**PROBLEM TO WORK ON**
With the images removed, repeat the data below exactly.

---*---

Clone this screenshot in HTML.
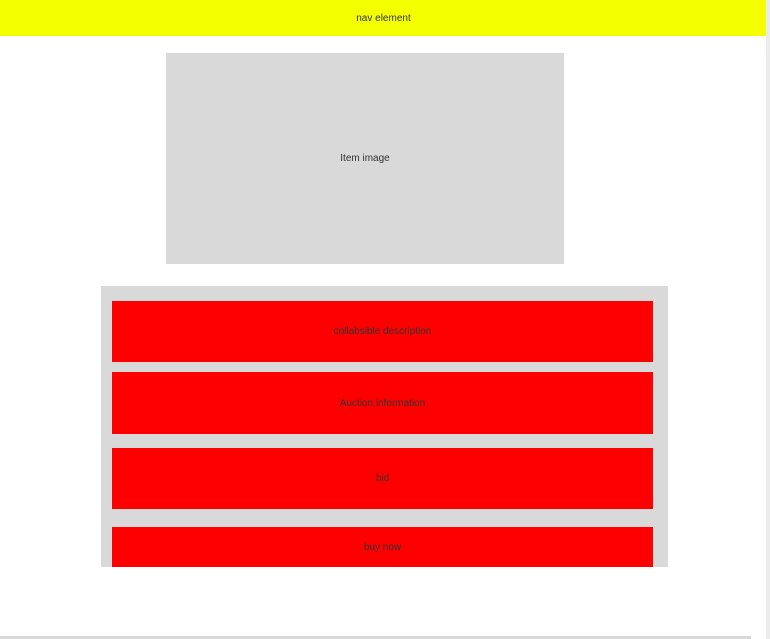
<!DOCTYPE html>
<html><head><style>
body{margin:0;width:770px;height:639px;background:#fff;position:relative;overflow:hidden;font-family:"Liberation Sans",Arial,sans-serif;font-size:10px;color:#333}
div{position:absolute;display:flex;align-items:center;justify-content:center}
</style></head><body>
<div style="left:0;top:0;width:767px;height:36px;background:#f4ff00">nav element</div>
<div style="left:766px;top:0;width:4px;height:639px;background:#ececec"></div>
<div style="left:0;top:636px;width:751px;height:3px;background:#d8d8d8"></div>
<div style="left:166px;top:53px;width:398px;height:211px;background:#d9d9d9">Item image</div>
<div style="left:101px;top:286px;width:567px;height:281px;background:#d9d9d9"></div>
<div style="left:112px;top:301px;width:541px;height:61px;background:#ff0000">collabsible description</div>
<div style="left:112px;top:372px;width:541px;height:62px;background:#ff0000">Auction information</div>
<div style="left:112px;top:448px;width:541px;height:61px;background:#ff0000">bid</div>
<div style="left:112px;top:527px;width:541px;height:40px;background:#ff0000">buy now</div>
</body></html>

---*---

**OUTPUT OF THE EXERCISE**
Clone this screenshot in HTML.
<!DOCTYPE html>
<html><head><style>
body{margin:0;width:770px;height:639px;background:#fff;position:relative;overflow:hidden;font-family:"Liberation Sans",Arial,sans-serif;font-size:10px;color:#333}
div{position:absolute;display:flex;align-items:center;justify-content:center}
</style></head><body>
<div style="left:0;top:0;width:767px;height:36px;background:#f4ff00">nav element</div>
<div style="left:766px;top:0;width:4px;height:639px;background:#ececec"></div>
<div style="left:0;top:636px;width:751px;height:3px;background:#d8d8d8"></div>
<div style="left:166px;top:53px;width:398px;height:211px;background:#d9d9d9">Item image</div>
<div style="left:101px;top:286px;width:567px;height:281px;background:#d9d9d9"></div>
<div style="left:112px;top:301px;width:541px;height:61px;background:#ff0000">collabsible description</div>
<div style="left:112px;top:372px;width:541px;height:62px;background:#ff0000">Auction information</div>
<div style="left:112px;top:448px;width:541px;height:61px;background:#ff0000">bid</div>
<div style="left:112px;top:527px;width:541px;height:40px;background:#ff0000">buy now</div>
</body></html>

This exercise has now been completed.